WHAT THE TASK REQUIRES
Below is some material; transcribe all of it exactly.

INPUT MATERIAL
- - -
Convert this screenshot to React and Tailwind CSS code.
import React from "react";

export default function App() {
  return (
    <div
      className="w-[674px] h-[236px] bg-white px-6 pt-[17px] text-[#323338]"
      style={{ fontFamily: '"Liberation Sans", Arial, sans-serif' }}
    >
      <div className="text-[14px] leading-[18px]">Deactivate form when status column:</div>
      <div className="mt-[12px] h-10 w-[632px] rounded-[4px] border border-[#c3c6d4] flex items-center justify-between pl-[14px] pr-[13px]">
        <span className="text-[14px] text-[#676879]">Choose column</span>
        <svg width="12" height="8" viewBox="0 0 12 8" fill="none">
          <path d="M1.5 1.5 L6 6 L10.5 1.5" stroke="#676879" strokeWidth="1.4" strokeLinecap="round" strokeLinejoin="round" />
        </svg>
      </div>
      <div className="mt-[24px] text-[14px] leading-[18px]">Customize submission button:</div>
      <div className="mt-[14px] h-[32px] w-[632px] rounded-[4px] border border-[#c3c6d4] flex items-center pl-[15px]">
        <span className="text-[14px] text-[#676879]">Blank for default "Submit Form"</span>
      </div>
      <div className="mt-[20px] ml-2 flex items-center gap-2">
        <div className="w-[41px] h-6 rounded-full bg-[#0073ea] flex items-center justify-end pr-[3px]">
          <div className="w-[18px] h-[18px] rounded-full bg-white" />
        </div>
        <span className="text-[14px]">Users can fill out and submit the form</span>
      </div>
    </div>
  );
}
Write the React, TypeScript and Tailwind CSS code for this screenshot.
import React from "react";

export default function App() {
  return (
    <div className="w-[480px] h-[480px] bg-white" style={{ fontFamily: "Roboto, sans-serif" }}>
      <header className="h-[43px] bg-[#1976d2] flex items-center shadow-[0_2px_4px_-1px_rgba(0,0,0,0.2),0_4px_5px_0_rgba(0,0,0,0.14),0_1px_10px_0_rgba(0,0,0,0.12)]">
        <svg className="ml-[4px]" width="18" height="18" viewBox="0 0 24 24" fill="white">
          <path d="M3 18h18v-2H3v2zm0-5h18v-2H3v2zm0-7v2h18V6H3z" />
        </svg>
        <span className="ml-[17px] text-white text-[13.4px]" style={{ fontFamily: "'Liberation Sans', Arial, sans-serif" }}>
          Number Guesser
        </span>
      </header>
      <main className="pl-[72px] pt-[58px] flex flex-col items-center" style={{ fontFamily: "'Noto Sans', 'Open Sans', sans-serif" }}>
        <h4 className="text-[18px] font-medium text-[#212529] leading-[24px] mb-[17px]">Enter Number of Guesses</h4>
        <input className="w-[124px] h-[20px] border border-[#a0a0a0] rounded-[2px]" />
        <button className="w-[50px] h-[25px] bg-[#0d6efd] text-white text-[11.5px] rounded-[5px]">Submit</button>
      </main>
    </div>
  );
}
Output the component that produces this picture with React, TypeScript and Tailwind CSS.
- - -
FINAL RESULT
Convert this screenshot to React and Tailwind CSS code.
import React from "react";

export default function App() {
  return (
    <div
      className="w-[674px] h-[236px] bg-white px-6 pt-[17px] text-[#323338]"
      style={{ fontFamily: '"Liberation Sans", Arial, sans-serif' }}
    >
      <div className="text-[14px] leading-[18px]">Deactivate form when status column:</div>
      <div className="mt-[12px] h-10 w-[632px] rounded-[4px] border border-[#c3c6d4] flex items-center justify-between pl-[14px] pr-[13px]">
        <span className="text-[14px] text-[#676879]">Choose column</span>
        <svg width="12" height="8" viewBox="0 0 12 8" fill="none">
          <path d="M1.5 1.5 L6 6 L10.5 1.5" stroke="#676879" strokeWidth="1.4" strokeLinecap="round" strokeLinejoin="round" />
        </svg>
      </div>
      <div className="mt-[24px] text-[14px] leading-[18px]">Customize submission button:</div>
      <div className="mt-[14px] h-[32px] w-[632px] rounded-[4px] border border-[#c3c6d4] flex items-center pl-[15px]">
        <span className="text-[14px] text-[#676879]">Blank for default "Submit Form"</span>
      </div>
      <div className="mt-[20px] ml-2 flex items-center gap-2">
        <div className="w-[41px] h-6 rounded-full bg-[#0073ea] flex items-center justify-end pr-[3px]">
          <div className="w-[18px] h-[18px] rounded-full bg-white" />
        </div>
        <span className="text-[14px]">Users can fill out and submit the form</span>
      </div>
    </div>
  );
}
Write the React, TypeScript and Tailwind CSS code for this screenshot.
import React from "react";

export default function App() {
  return (
    <div className="w-[480px] h-[480px] bg-white" style={{ fontFamily: "Roboto, sans-serif" }}>
      <header className="h-[43px] bg-[#1976d2] flex items-center shadow-[0_2px_4px_-1px_rgba(0,0,0,0.2),0_4px_5px_0_rgba(0,0,0,0.14),0_1px_10px_0_rgba(0,0,0,0.12)]">
        <svg className="ml-[4px]" width="18" height="18" viewBox="0 0 24 24" fill="white">
          <path d="M3 18h18v-2H3v2zm0-5h18v-2H3v2zm0-7v2h18V6H3z" />
        </svg>
        <span className="ml-[17px] text-white text-[13.4px]" style={{ fontFamily: "'Liberation Sans', Arial, sans-serif" }}>
          Number Guesser
        </span>
      </header>
      <main className="pl-[72px] pt-[58px] flex flex-col items-center" style={{ fontFamily: "'Noto Sans', 'Open Sans', sans-serif" }}>
        <h4 className="text-[18px] font-medium text-[#212529] leading-[24px] mb-[17px]">Enter Number of Guesses</h4>
        <input className="w-[124px] h-[20px] border border-[#a0a0a0] rounded-[2px]" />
        <button className="w-[50px] h-[25px] bg-[#0d6efd] text-white text-[11.5px] rounded-[5px]">Submit</button>
      </main>
    </div>
  );
}
Output the component that produces this picture with React, TypeScript and Tailwind CSS.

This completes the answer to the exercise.